Tutto da rifare. Enrico Letta, dopo un colloquio risolutivo con Giorgio Napolitano, e dopo le violente polemiche delle ultime ore a livello parlamentare e non, rinuncia alla conversione del cosiddetto decreto Salva Roma. È stato il ministro per i Rapporti con il Parlamento Dario Franceschini ad informare questa sera i presidenti delle camere spiegando che alcune norme, non indifferibili, di questo provvedimento saranno inserite nel dl Milleproroghe all’esame del cdm venerdì prossimo.
Tra queste le misure in base alle quali il Comune di Roma ha approvato il proprio bilancio. Nel Milleproroghe anche la correzione, già annunciata in Parlamento, della norma relativa agli affitti di immobili da parte della Pubblica amministrazione.

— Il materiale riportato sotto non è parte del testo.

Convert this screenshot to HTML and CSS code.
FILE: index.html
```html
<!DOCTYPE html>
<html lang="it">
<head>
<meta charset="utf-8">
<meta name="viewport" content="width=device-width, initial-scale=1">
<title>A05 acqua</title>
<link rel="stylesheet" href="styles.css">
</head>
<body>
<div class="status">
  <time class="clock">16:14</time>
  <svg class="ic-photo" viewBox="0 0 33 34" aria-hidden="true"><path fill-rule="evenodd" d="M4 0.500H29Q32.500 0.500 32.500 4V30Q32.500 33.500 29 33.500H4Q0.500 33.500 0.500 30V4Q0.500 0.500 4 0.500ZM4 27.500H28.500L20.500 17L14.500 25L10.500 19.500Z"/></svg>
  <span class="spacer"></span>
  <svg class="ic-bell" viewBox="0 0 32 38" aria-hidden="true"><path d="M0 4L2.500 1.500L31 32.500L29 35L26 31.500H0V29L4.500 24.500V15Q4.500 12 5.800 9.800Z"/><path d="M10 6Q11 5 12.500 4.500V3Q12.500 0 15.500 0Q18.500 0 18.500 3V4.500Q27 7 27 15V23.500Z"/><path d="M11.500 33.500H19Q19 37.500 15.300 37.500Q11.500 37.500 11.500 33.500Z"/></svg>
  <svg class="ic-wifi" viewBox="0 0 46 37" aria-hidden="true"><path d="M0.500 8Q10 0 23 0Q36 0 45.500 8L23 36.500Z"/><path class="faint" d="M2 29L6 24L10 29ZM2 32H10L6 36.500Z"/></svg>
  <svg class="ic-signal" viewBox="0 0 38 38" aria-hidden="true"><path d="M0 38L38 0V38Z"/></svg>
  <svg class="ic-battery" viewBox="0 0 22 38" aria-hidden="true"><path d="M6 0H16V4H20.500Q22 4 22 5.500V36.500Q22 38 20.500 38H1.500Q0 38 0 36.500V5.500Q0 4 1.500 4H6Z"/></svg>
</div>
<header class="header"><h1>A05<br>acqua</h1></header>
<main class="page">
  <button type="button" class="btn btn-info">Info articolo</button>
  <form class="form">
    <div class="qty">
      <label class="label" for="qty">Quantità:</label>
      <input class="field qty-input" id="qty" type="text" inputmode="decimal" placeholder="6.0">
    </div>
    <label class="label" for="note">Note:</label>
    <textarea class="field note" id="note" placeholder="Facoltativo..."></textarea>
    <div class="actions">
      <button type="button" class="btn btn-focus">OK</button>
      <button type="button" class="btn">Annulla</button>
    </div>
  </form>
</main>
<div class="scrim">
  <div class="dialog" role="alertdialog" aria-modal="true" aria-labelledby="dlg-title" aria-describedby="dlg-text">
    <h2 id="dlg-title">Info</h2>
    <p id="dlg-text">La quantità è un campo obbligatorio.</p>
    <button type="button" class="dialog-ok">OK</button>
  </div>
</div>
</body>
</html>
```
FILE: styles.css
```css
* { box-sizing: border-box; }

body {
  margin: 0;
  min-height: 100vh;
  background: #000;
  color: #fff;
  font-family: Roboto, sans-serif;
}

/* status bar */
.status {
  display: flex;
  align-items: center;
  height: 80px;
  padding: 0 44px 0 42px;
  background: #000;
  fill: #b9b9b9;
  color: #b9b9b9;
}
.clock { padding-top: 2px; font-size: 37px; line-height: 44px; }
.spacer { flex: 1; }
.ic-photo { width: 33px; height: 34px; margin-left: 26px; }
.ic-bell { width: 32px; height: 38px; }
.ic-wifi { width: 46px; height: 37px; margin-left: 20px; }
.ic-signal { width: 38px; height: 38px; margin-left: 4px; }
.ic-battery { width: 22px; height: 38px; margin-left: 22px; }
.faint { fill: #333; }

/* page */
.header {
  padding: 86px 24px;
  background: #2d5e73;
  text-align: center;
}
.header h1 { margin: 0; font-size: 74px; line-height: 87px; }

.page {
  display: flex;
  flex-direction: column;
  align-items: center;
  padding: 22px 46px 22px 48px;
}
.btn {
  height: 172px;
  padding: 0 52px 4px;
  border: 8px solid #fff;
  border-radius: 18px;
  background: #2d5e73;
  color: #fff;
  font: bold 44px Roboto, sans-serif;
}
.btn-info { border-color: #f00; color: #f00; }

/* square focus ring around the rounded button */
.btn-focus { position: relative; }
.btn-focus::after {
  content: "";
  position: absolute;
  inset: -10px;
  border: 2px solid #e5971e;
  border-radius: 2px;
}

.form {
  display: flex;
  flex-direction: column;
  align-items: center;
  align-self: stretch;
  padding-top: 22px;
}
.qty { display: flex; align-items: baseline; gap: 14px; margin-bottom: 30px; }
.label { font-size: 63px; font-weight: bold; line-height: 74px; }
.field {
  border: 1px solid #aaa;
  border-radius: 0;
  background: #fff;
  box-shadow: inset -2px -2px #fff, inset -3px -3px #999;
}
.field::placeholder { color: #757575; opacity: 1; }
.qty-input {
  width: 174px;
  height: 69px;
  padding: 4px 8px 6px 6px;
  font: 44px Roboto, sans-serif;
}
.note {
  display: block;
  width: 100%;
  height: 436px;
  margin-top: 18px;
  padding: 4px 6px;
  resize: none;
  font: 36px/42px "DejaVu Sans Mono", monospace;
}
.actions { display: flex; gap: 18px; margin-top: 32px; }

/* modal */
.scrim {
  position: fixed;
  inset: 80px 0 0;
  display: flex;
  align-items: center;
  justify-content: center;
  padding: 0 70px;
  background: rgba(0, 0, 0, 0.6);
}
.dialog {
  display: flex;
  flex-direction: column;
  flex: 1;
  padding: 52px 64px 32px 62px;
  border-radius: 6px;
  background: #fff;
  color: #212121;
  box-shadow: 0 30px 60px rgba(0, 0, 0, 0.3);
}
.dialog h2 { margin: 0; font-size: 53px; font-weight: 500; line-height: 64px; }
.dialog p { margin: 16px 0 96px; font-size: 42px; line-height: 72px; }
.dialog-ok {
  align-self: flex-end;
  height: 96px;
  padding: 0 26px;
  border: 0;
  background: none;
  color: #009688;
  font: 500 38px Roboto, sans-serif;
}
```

La decisione del presidente del Consiglio è dunque maturata dopo aver sentito il Capo dello Stato che, si apprende da fonti di Palazzo Chigi, ha mosso rilievi sulla insostenibilità della legge di conversione del decreto a seguito dell’appesantimento emendativo che di fatto aveva trasformato il provvedimento firmato dal presidente della Repubblica. Questi rilievi sono da mettere in relazione alla eterogeneità ed estraneità ai contenuti originari delle numerose disposizioni inserite dalle Camere in sede di conversione, spiegano poi fonti del Quirinale. Il decreto Salva Roma aveva incassato la fiducia alla Camera con 340 sì e 155 no, tra cui quello di Gianluca Bonanno (Lega) che ha votato contro il provvedimento con una molletta per panni sul naso (“Questo decreto puzza”). Il voto definitivo sul testo era slittato al 27 dicembre. E ciò anche a causa della violenta opposizione del movimento M5S, che aveva annunciato battaglia totale fino a quando non avrebbe avuto la certezza che la norma sugli affitti d’oro intestati alla Pubblica Amministrazione, al centro delle polemiche nelle ultime 48 ore, non fosse stata definitivamente cancellata.
Comunque sia, la maggioranza, per evitare ulteriori fibrillazioni politiche (M5S e Lega avevano minacciato ostruzionismo anche oltre il 31 dicembre), aveva assicurato che la questione sarebbe stata affrontata sia nei 137 ordini del giorno che sarebbero stati esaminati il 27 dicembre, sia nel dl milleproroghe. L’altra norma della discordia, quella che penalizza i Comuni che cercano di arginare il gioco d’azzardo, definita da Renzi “una porcata” e da Letta “un errore”, invece, era già stata cassata. Restavano in piedi solo tre commi che disciplinavano per lo più il contenzioso tra Stato e concessionari di slot.
La norma sul gioco d’azzardo aveva innescato polemiche anche fuori dalle aule parlamentari: nel blog di Grillo viene messo all’ indice il vicedirettore de “La Stampa” Massimo Gramellini, “responsabile” di non aver dato il giusto risalto all’azione del M5S contro l’emendamento a favore del gioco d’azzardo, dando importanza invece solo alla reazione di Renzi che ha invitato il Pd (che prima l’aveva approvata) a bocciare la misura pro-slot.
Tra i temi affrontati nel Dl c’erano anche le norme che regolano il trasporto ferroviario in Campania, Sicilia e Valle d’Aosta; misure su Roma capitale e, tra l’altro, sulla gestione dei crediti di questa verso le società partecipate. Si stanziavano inoltre 25 milioni per Expo 2015 e si prevedevano misure a favore delle zone colpite da terremoti e alluvioni. Si obbligavano gli enti locali che hanno superato i limiti finanziari posti alla contrattazione integrativa a recuperare le somme indebitamente erogate al personale. E si stabiliva, tra l’altro,che beni aziendali confiscati alla mafia potessero essere trasferiti a comuni, province o regioni.